The River Speaks in Dreams
YEAR
2025
TYPE
Creative writing,
installation design,
storytelling
The River Speaks in Dreams is a shadow puppet performance that explores the clash of worldviews in colonial Jakarta (formerly Batavia). It contrasts the holistic wisdom of the indigenous Betawi people with the solutionist science brought by Dutch settlers. For the Betawi, rivers were sacred, and myths—like the belief in the crocodile as a powerful guardian spirit—provided a framework for living in harmony with nature’s unpredictable cycles. The Dutch, however, saw the flood-prone land as an engineering problem to be solved, imposing a system of canals to control and tame the environment, dismissing local beliefs as superstition.

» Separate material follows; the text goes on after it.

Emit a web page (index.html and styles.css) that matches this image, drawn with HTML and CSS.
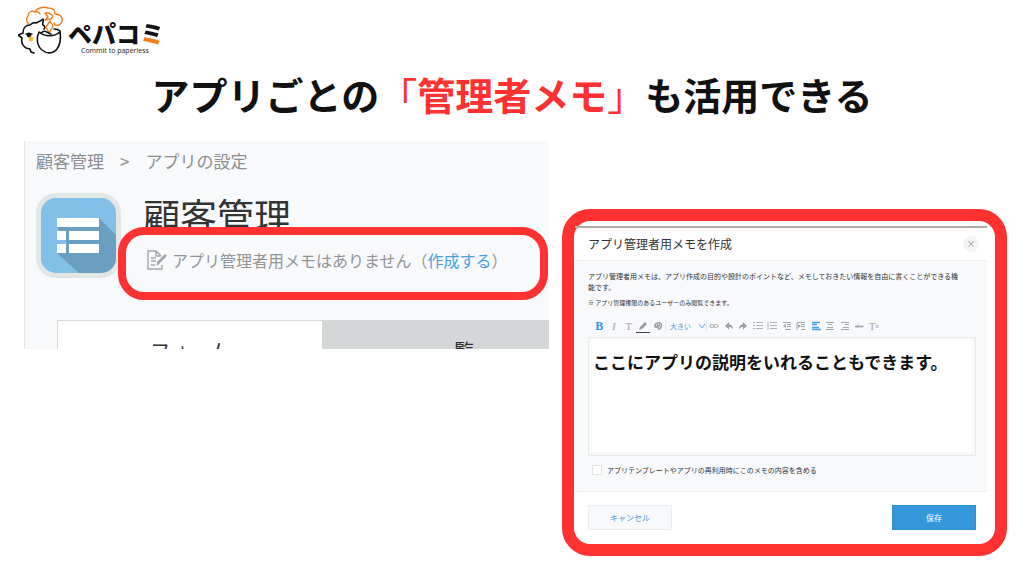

The performance brings this historical tension to life through a modern fairytale. The story follows Buaya, a guardian crocodile whose capture by humans symbolizes the disruption of the sacred natural order. In response, nature retaliates through a mystical turtle, Bulus, who unleashes a great flood upon the human settlement. The resolution comes not from technological ingenuity, but from a dream. A young boy, open to the river's mystical communication, is guided to free the crocodile. This single act of empathy and respect is what restores balance and causes the waters to recede.
This narrative serves as an allegory for our modern ecological challenges. The River Speaks in Dreams does not reject science, but it critiques a mindset that ignores ancestral knowledge. By reviving a traditional storytelling form, the work argues that the wisdom found in myths and dreams is a vital form of ecological intelligence, suggesting that a true, sustainable harmony can only be achieved by synthesizing modern approaches with a deeper, more respectful way of listening to the world around us.